• **PROBLEM REQUIREMENTS**: Copy the lines below as they are; omit the images they contain.
### AVAILABLE DATA
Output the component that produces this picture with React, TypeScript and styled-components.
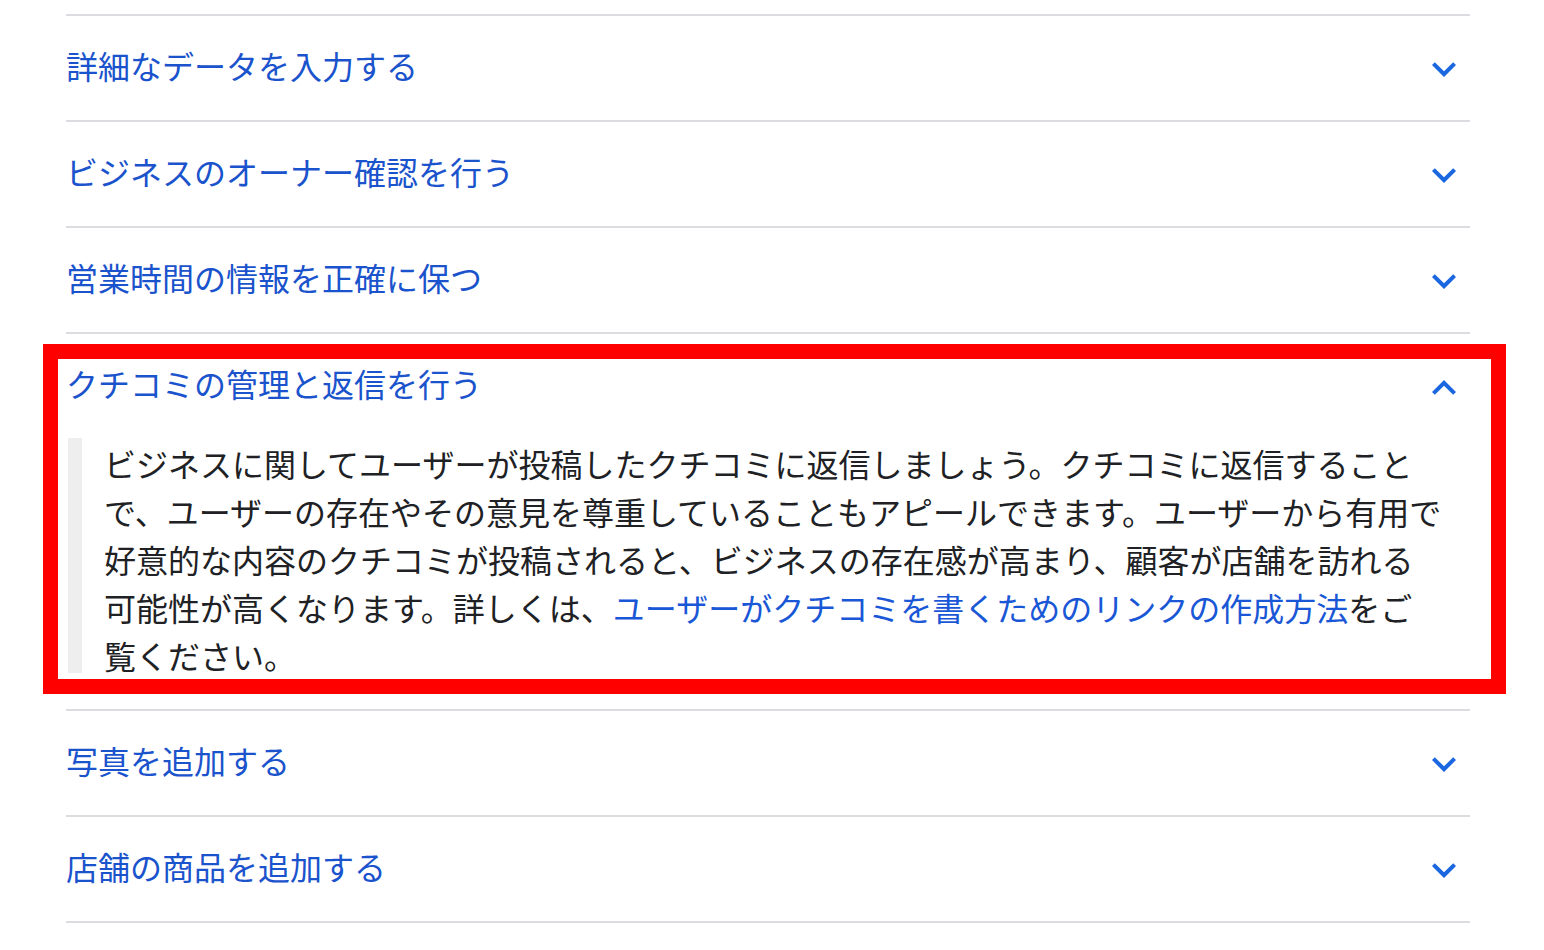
import React, { useState } from 'react';
import styled, { createGlobalStyle } from 'styled-components';

const GlobalStyle = createGlobalStyle`
  html, body {
    margin: 0;
    padding: 0;
    background: #ffffff;
  }
  body {
    font-family: "Noto Sans CJK JP", "Noto Sans", sans-serif;
  }
`;

const Page = styled.div`
  padding: 14px 74px 40px 66px;
`;

const List = styled.div`
  width: 1404px;
  border-bottom: 2px solid #dadce0;
`;

const Item = styled.section<{ $highlight?: boolean }>`
  position: relative;
  border-top: 2px solid #dadce0;

  &::after {
    content: '';
    display: ${(p) => (p.$highlight ? 'block' : 'none')};
    position: absolute;
    top: 10px;
    left: -23px;
    right: -36px;
    bottom: 15px;
    border: 15px solid #ff0000;
    pointer-events: none;
  }
`;

const Header = styled.button`
  display: flex;
  align-items: center;
  justify-content: space-between;
  width: 100%;
  height: 104px;
  padding: 0;
  border: 0;
  background: none;
  cursor: pointer;
  text-align: left;
`;

const Title = styled.h3`
  margin: 0;
  padding-bottom: 6px;
  font-family: "Noto Sans CJK JP", "Noto Sans", sans-serif;
  font-size: 32px;
  font-weight: 400;
  line-height: 44px;
  color: #1a53cc;
`;

const Chevron = styled.svg<{ $open?: boolean }>`
  width: 48px;
  height: 48px;
  margin-right: 2px;
  margin-top: ${(p) => (p.$open ? '4px' : '2px')};
  fill: #1a67e0;
  flex-shrink: 0;
`;

const Body = styled.div`
  padding: 0 0 30px 2px;
`;

const Quote = styled.blockquote`
  margin: 0;
  padding: 1px 0 0 36px;
  background: linear-gradient(#eeeeee, #eeeeee) no-repeat left top / 14px calc(100% - 6px);
  font-size: 32px;
  line-height: 48px;
  color: #202124;
`;

const Link = styled.a`
  color: #1a57d6;
  text-decoration: none;
`;

const items = [
  '詳細なデータを入力する',
  'ビジネスのオーナー確認を行う',
  '営業時間の情報を正確に保つ',
  'クチコミの管理と返信を行う',
  '写真を追加する',
  '店舗の商品を追加する',
];

const ExpandMore = () => (
  <Chevron viewBox="0 0 24 24">
    <path d="M16.59 8.59L12 13.17 7.41 8.59 6 10l6 6 6-6z" />
  </Chevron>
);

const ExpandLess = () => (
  <Chevron viewBox="0 0 24 24" $open>
    <path d="M12 8l-6 6 1.41 1.41L12 10.83l4.59 4.58L18 14z" />
  </Chevron>
);

export default function App() {
  const [open, setOpen] = useState(3);

  return (
    <>
      <GlobalStyle />
      <Page>
        <List>
          {items.map((title, i) => (
            <Item key={title} $highlight={i === 3 && open === 3}>
              <Header onClick={() => setOpen(open === i ? -1 : i)}>
                <Title>{title}</Title>
                {open === i ? <ExpandLess /> : <ExpandMore />}
              </Header>
              {open === i && i === 3 && (
                <Body>
                  <Quote>
                    ビジネスに関してユーザーが投稿したクチコミに返信しましょう。クチコミに返信すること
                    <br />
                    で、ユーザーの存在やその意見を尊重していることもアピールできます。ユーザーから有用で
                    <br />
                    好意的な内容のクチコミが投稿されると、ビジネスの存在感が高まり、顧客が店舗を訪れる
                    <br />
                    可能性が高くなります。詳しくは、
                    <Link href="#">ユーザーがクチコミを書くためのリンクの作成方法</Link>
                    をご
                    <br />
                    覧ください。
                  </Quote>
                </Body>
              )}
            </Item>
          ))}
        </List>
      </Page>
    </>
  );
}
######
• **REPLY**:
Output the component that produces this picture with React, TypeScript and styled-components.
import React, { useState } from 'react';
import styled, { createGlobalStyle } from 'styled-components';

const GlobalStyle = createGlobalStyle`
  html, body {
    margin: 0;
    padding: 0;
    background: #ffffff;
  }
  body {
    font-family: "Noto Sans CJK JP", "Noto Sans", sans-serif;
  }
`;

const Page = styled.div`
  padding: 14px 74px 40px 66px;
`;

const List = styled.div`
  width: 1404px;
  border-bottom: 2px solid #dadce0;
`;

const Item = styled.section<{ $highlight?: boolean }>`
  position: relative;
  border-top: 2px solid #dadce0;

  &::after {
    content: '';
    display: ${(p) => (p.$highlight ? 'block' : 'none')};
    position: absolute;
    top: 10px;
    left: -23px;
    right: -36px;
    bottom: 15px;
    border: 15px solid #ff0000;
    pointer-events: none;
  }
`;

const Header = styled.button`
  display: flex;
  align-items: center;
  justify-content: space-between;
  width: 100%;
  height: 104px;
  padding: 0;
  border: 0;
  background: none;
  cursor: pointer;
  text-align: left;
`;

const Title = styled.h3`
  margin: 0;
  padding-bottom: 6px;
  font-family: "Noto Sans CJK JP", "Noto Sans", sans-serif;
  font-size: 32px;
  font-weight: 400;
  line-height: 44px;
  color: #1a53cc;
`;

const Chevron = styled.svg<{ $open?: boolean }>`
  width: 48px;
  height: 48px;
  margin-right: 2px;
  margin-top: ${(p) => (p.$open ? '4px' : '2px')};
  fill: #1a67e0;
  flex-shrink: 0;
`;

const Body = styled.div`
  padding: 0 0 30px 2px;
`;

const Quote = styled.blockquote`
  margin: 0;
  padding: 1px 0 0 36px;
  background: linear-gradient(#eeeeee, #eeeeee) no-repeat left top / 14px calc(100% - 6px);
  font-size: 32px;
  line-height: 48px;
  color: #202124;
`;

const Link = styled.a`
  color: #1a57d6;
  text-decoration: none;
`;

const items = [
  '詳細なデータを入力する',
  'ビジネスのオーナー確認を行う',
  '営業時間の情報を正確に保つ',
  'クチコミの管理と返信を行う',
  '写真を追加する',
  '店舗の商品を追加する',
];

const ExpandMore = () => (
  <Chevron viewBox="0 0 24 24">
    <path d="M16.59 8.59L12 13.17 7.41 8.59 6 10l6 6 6-6z" />
  </Chevron>
);

const ExpandLess = () => (
  <Chevron viewBox="0 0 24 24" $open>
    <path d="M12 8l-6 6 1.41 1.41L12 10.83l4.59 4.58L18 14z" />
  </Chevron>
);

export default function App() {
  const [open, setOpen] = useState(3);

  return (
    <>
      <GlobalStyle />
      <Page>
        <List>
          {items.map((title, i) => (
            <Item key={title} $highlight={i === 3 && open === 3}>
              <Header onClick={() => setOpen(open === i ? -1 : i)}>
                <Title>{title}</Title>
                {open === i ? <ExpandLess /> : <ExpandMore />}
              </Header>
              {open === i && i === 3 && (
                <Body>
                  <Quote>
                    ビジネスに関してユーザーが投稿したクチコミに返信しましょう。クチコミに返信すること
                    <br />
                    で、ユーザーの存在やその意見を尊重していることもアピールできます。ユーザーから有用で
                    <br />
                    好意的な内容のクチコミが投稿されると、ビジネスの存在感が高まり、顧客が店舗を訪れる
                    <br />
                    可能性が高くなります。詳しくは、
                    <Link href="#">ユーザーがクチコミを書くためのリンクの作成方法</Link>
                    をご
                    <br />
                    覧ください。
                  </Quote>
                </Body>
              )}
            </Item>
          ))}
        </List>
      </Page>
    </>
  );
}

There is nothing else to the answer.